Given request:
Produce an exact transcription of the listing below, omitting the pictures.

■ ■ ■ ■ ■ ■ ■

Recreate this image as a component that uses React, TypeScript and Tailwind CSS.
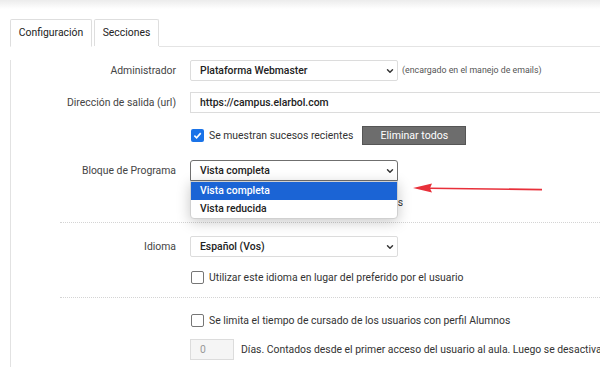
import { ChevronDown } from 'lucide-react';

function Chevron() {
  return <ChevronDown size={10} strokeWidth={3.4} className="shrink-0 text-[#333]" />;
}

function SelectBox({ value, focused = false }: { value: string; focused?: boolean }) {
  return (
    <div
      className={`flex h-[21px] w-[208px] items-center justify-between pl-[9px] pr-[2px] font-medium text-[#222] ${
        focused ? 'rounded-t-[3px] border border-[#6f6f6f]' : 'rounded-[2px] border border-[#dcdcdc]'
      }`}
    >
      <span>{value}</span>
      <Chevron />
    </div>
  );
}

function CheckBox({ checked = false }: { checked?: boolean }) {
  if (checked) {
    return (
      <span className="flex h-[13px] w-[13px] shrink-0 items-center justify-center rounded-[2px] bg-[#1a73e8]">
        <svg width="9" height="9" viewBox="0 0 10 10" fill="none">
          <path d="M1.5 5.2 L4 7.6 L8.6 2.4" stroke="white" strokeWidth="1.8" />
        </svg>
      </span>
    );
  }
  return <span className="h-[13px] w-[13px] shrink-0 rounded-[2px] border border-[#767676] bg-white" />;
}

function Row({ label, className, children }: { label?: string; className: string; children: React.ReactNode }) {
  return (
    <div className={`flex items-center ${className}`}>
      <div className="w-[166px] shrink-0 pr-px text-right text-[#444]">{label}</div>
      <div className="ml-[13px] flex min-w-0 flex-1 items-center">{children}</div>
    </div>
  );
}

function Divider({ className }: { className: string }) {
  return <div className={`ml-[49px] border-t border-dotted border-[#d4d4d4] ${className}`} />;
}

export default function App() {
  return (
    <div
      className="relative h-[367px] w-[600px] overflow-hidden bg-white text-[10.4px] text-[#333]"
      style={{ fontFamily: 'Roboto, "Liberation Sans", sans-serif' }}
    >
      <div className="h-[9px] bg-gradient-to-b from-[#ececec] to-white" />

      <div className="mt-[10px] flex pl-[10px]">
        <div className="flex h-[28px] w-[82px] items-center justify-center rounded-t-[2px] border border-b-white border-[#dedede] text-[#222]">
          Configuración
        </div>
        <div className="ml-[2px] flex h-[27px] w-[65px] items-center justify-center rounded-t-[2px] border border-b-0 border-[#dedede] text-[#222]">
          Secciones
        </div>
        <div className="flex-1 self-end border-b border-[#e4e4e4]" />
      </div>

      <div className="relative ml-[10px] h-[330px] border-l border-[#e2e2e2]">
        <Row label="Administrador" className="mt-[13px] h-[21px]">
          <SelectBox value="Plataforma Webmaster" />
          <span className="ml-[4px] whitespace-nowrap text-[8.8px] text-[#555]">(encargado en el manejo de emails)</span>
        </Row>

        <Row label="Dirección de salida (url)" className="mt-[11px] h-[21px]">
          <div className="flex h-[21px] flex-1 items-center border-y border-l border-[#dcdcdc] pl-[9px] font-medium text-[#222]">
            https://campus.elarbol.com
          </div>
        </Row>

        <Row className="mt-[12px] h-[21px]">
          <div className="ml-px flex items-center gap-[5px] whitespace-nowrap text-[#333]">
            <CheckBox checked />
            <span>Se muestran sucesos recientes</span>
          </div>
          <button className="ml-[9px] h-[19px] w-[104px] border border-[#555] bg-[#6d6d6d] text-[10.6px] text-white">
            Eliminar todos
          </button>
        </Row>

        <Row label="Bloque de Programa" className="mt-[14px] h-[21px]">
          <div className="relative">
            <SelectBox value="Vista completa" focused />
            <div className="absolute left-0 top-[21px] z-10 w-[208px] overflow-hidden rounded-b-[4px] border border-[#d0d0d0] bg-white shadow-[0_3px_14px_rgba(0,0,0,0.22)]">
              <div className="flex h-[18px] items-center bg-[#1b64d5] pl-[9px] font-medium text-white">Vista completa</div>
              <div className="flex h-[18px] items-center pl-[9px] font-medium text-[#222]">Vista reducida</div>
            </div>
          </div>
        </Row>

        <Row className="mt-[11px] h-[21px]">
          <div className="flex w-[213px] justify-end overflow-hidden whitespace-nowrap text-[#333]">
            <span className="shrink-0">Se muestran los contenidos de las secciones ocultas</span>
          </div>
        </Row>

        <Divider className="mt-[9px]" />

        <Row label="Idioma" className="mt-[13px] h-[21px]">
          <SelectBox value="Español (Vos)" />
        </Row>

        <Row className="mt-[10px] h-[21px]">
          <div className="ml-px flex items-center gap-[5px] whitespace-nowrap">
            <CheckBox />
            <span>Utilizar este idioma en lugar del preferido por el usuario</span>
          </div>
        </Row>

        <Divider className="mt-[9px]" />

        <Row className="mt-[12px] h-[21px]">
          <div className="ml-px flex items-center gap-[5px] whitespace-nowrap">
            <CheckBox />
            <span>Se limita el tiempo de cursado de los usuarios con perfil Alumnos</span>
          </div>
        </Row>

        <Row className="mt-[8px] h-[21px]">
          <div className="flex h-[21px] w-[44px] shrink-0 items-center border border-[#dcdcdc] bg-[#f5f5f5] pl-[9px] text-[#999]">
            0
          </div>
          <span className="ml-[7px] whitespace-nowrap">
            Días. Contados desde el primer acceso del usuario al aula. Luego se desactivan
          </span>
        </Row>
      </div>

      <svg className="absolute left-[410px] top-[180px]" width="140" height="16" viewBox="0 0 140 16">
        <line x1="20" y1="8.2" x2="132" y2="9.6" stroke="#e8303a" strokeWidth="1.6" />
        <polygon points="3,8 22,3.5 20,8.2 22,12.5" fill="#e8303a" />
      </svg>
    </div>
  );
}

■ ■ ■ ■ ■ ■ ■

The output:
Recreate this image as a component that uses React, TypeScript and Tailwind CSS.
import { ChevronDown } from 'lucide-react';

function Chevron() {
  return <ChevronDown size={10} strokeWidth={3.4} className="shrink-0 text-[#333]" />;
}

function SelectBox({ value, focused = false }: { value: string; focused?: boolean }) {
  return (
    <div
      className={`flex h-[21px] w-[208px] items-center justify-between pl-[9px] pr-[2px] font-medium text-[#222] ${
        focused ? 'rounded-t-[3px] border border-[#6f6f6f]' : 'rounded-[2px] border border-[#dcdcdc]'
      }`}
    >
      <span>{value}</span>
      <Chevron />
    </div>
  );
}

function CheckBox({ checked = false }: { checked?: boolean }) {
  if (checked) {
    return (
      <span className="flex h-[13px] w-[13px] shrink-0 items-center justify-center rounded-[2px] bg-[#1a73e8]">
        <svg width="9" height="9" viewBox="0 0 10 10" fill="none">
          <path d="M1.5 5.2 L4 7.6 L8.6 2.4" stroke="white" strokeWidth="1.8" />
        </svg>
      </span>
    );
  }
  return <span className="h-[13px] w-[13px] shrink-0 rounded-[2px] border border-[#767676] bg-white" />;
}

function Row({ label, className, children }: { label?: string; className: string; children: React.ReactNode }) {
  return (
    <div className={`flex items-center ${className}`}>
      <div className="w-[166px] shrink-0 pr-px text-right text-[#444]">{label}</div>
      <div className="ml-[13px] flex min-w-0 flex-1 items-center">{children}</div>
    </div>
  );
}

function Divider({ className }: { className: string }) {
  return <div className={`ml-[49px] border-t border-dotted border-[#d4d4d4] ${className}`} />;
}

export default function App() {
  return (
    <div
      className="relative h-[367px] w-[600px] overflow-hidden bg-white text-[10.4px] text-[#333]"
      style={{ fontFamily: 'Roboto, "Liberation Sans", sans-serif' }}
    >
      <div className="h-[9px] bg-gradient-to-b from-[#ececec] to-white" />

      <div className="mt-[10px] flex pl-[10px]">
        <div className="flex h-[28px] w-[82px] items-center justify-center rounded-t-[2px] border border-b-white border-[#dedede] text-[#222]">
          Configuración
        </div>
        <div className="ml-[2px] flex h-[27px] w-[65px] items-center justify-center rounded-t-[2px] border border-b-0 border-[#dedede] text-[#222]">
          Secciones
        </div>
        <div className="flex-1 self-end border-b border-[#e4e4e4]" />
      </div>

      <div className="relative ml-[10px] h-[330px] border-l border-[#e2e2e2]">
        <Row label="Administrador" className="mt-[13px] h-[21px]">
          <SelectBox value="Plataforma Webmaster" />
          <span className="ml-[4px] whitespace-nowrap text-[8.8px] text-[#555]">(encargado en el manejo de emails)</span>
        </Row>

        <Row label="Dirección de salida (url)" className="mt-[11px] h-[21px]">
          <div className="flex h-[21px] flex-1 items-center border-y border-l border-[#dcdcdc] pl-[9px] font-medium text-[#222]">
            https://campus.elarbol.com
          </div>
        </Row>

        <Row className="mt-[12px] h-[21px]">
          <div className="ml-px flex items-center gap-[5px] whitespace-nowrap text-[#333]">
            <CheckBox checked />
            <span>Se muestran sucesos recientes</span>
          </div>
          <button className="ml-[9px] h-[19px] w-[104px] border border-[#555] bg-[#6d6d6d] text-[10.6px] text-white">
            Eliminar todos
          </button>
        </Row>

        <Row label="Bloque de Programa" className="mt-[14px] h-[21px]">
          <div className="relative">
            <SelectBox value="Vista completa" focused />
            <div className="absolute left-0 top-[21px] z-10 w-[208px] overflow-hidden rounded-b-[4px] border border-[#d0d0d0] bg-white shadow-[0_3px_14px_rgba(0,0,0,0.22)]">
              <div className="flex h-[18px] items-center bg-[#1b64d5] pl-[9px] font-medium text-white">Vista completa</div>
              <div className="flex h-[18px] items-center pl-[9px] font-medium text-[#222]">Vista reducida</div>
            </div>
          </div>
        </Row>

        <Row className="mt-[11px] h-[21px]">
          <div className="flex w-[213px] justify-end overflow-hidden whitespace-nowrap text-[#333]">
            <span className="shrink-0">Se muestran los contenidos de las secciones ocultas</span>
          </div>
        </Row>

        <Divider className="mt-[9px]" />

        <Row label="Idioma" className="mt-[13px] h-[21px]">
          <SelectBox value="Español (Vos)" />
        </Row>

        <Row className="mt-[10px] h-[21px]">
          <div className="ml-px flex items-center gap-[5px] whitespace-nowrap">
            <CheckBox />
            <span>Utilizar este idioma en lugar del preferido por el usuario</span>
          </div>
        </Row>

        <Divider className="mt-[9px]" />

        <Row className="mt-[12px] h-[21px]">
          <div className="ml-px flex items-center gap-[5px] whitespace-nowrap">
            <CheckBox />
            <span>Se limita el tiempo de cursado de los usuarios con perfil Alumnos</span>
          </div>
        </Row>

        <Row className="mt-[8px] h-[21px]">
          <div className="flex h-[21px] w-[44px] shrink-0 items-center border border-[#dcdcdc] bg-[#f5f5f5] pl-[9px] text-[#999]">
            0
          </div>
          <span className="ml-[7px] whitespace-nowrap">
            Días. Contados desde el primer acceso del usuario al aula. Luego se desactivan
          </span>
        </Row>
      </div>

      <svg className="absolute left-[410px] top-[180px]" width="140" height="16" viewBox="0 0 140 16">
        <line x1="20" y1="8.2" x2="132" y2="9.6" stroke="#e8303a" strokeWidth="1.6" />
        <polygon points="3,8 22,3.5 20,8.2 22,12.5" fill="#e8303a" />
      </svg>
    </div>
  );
}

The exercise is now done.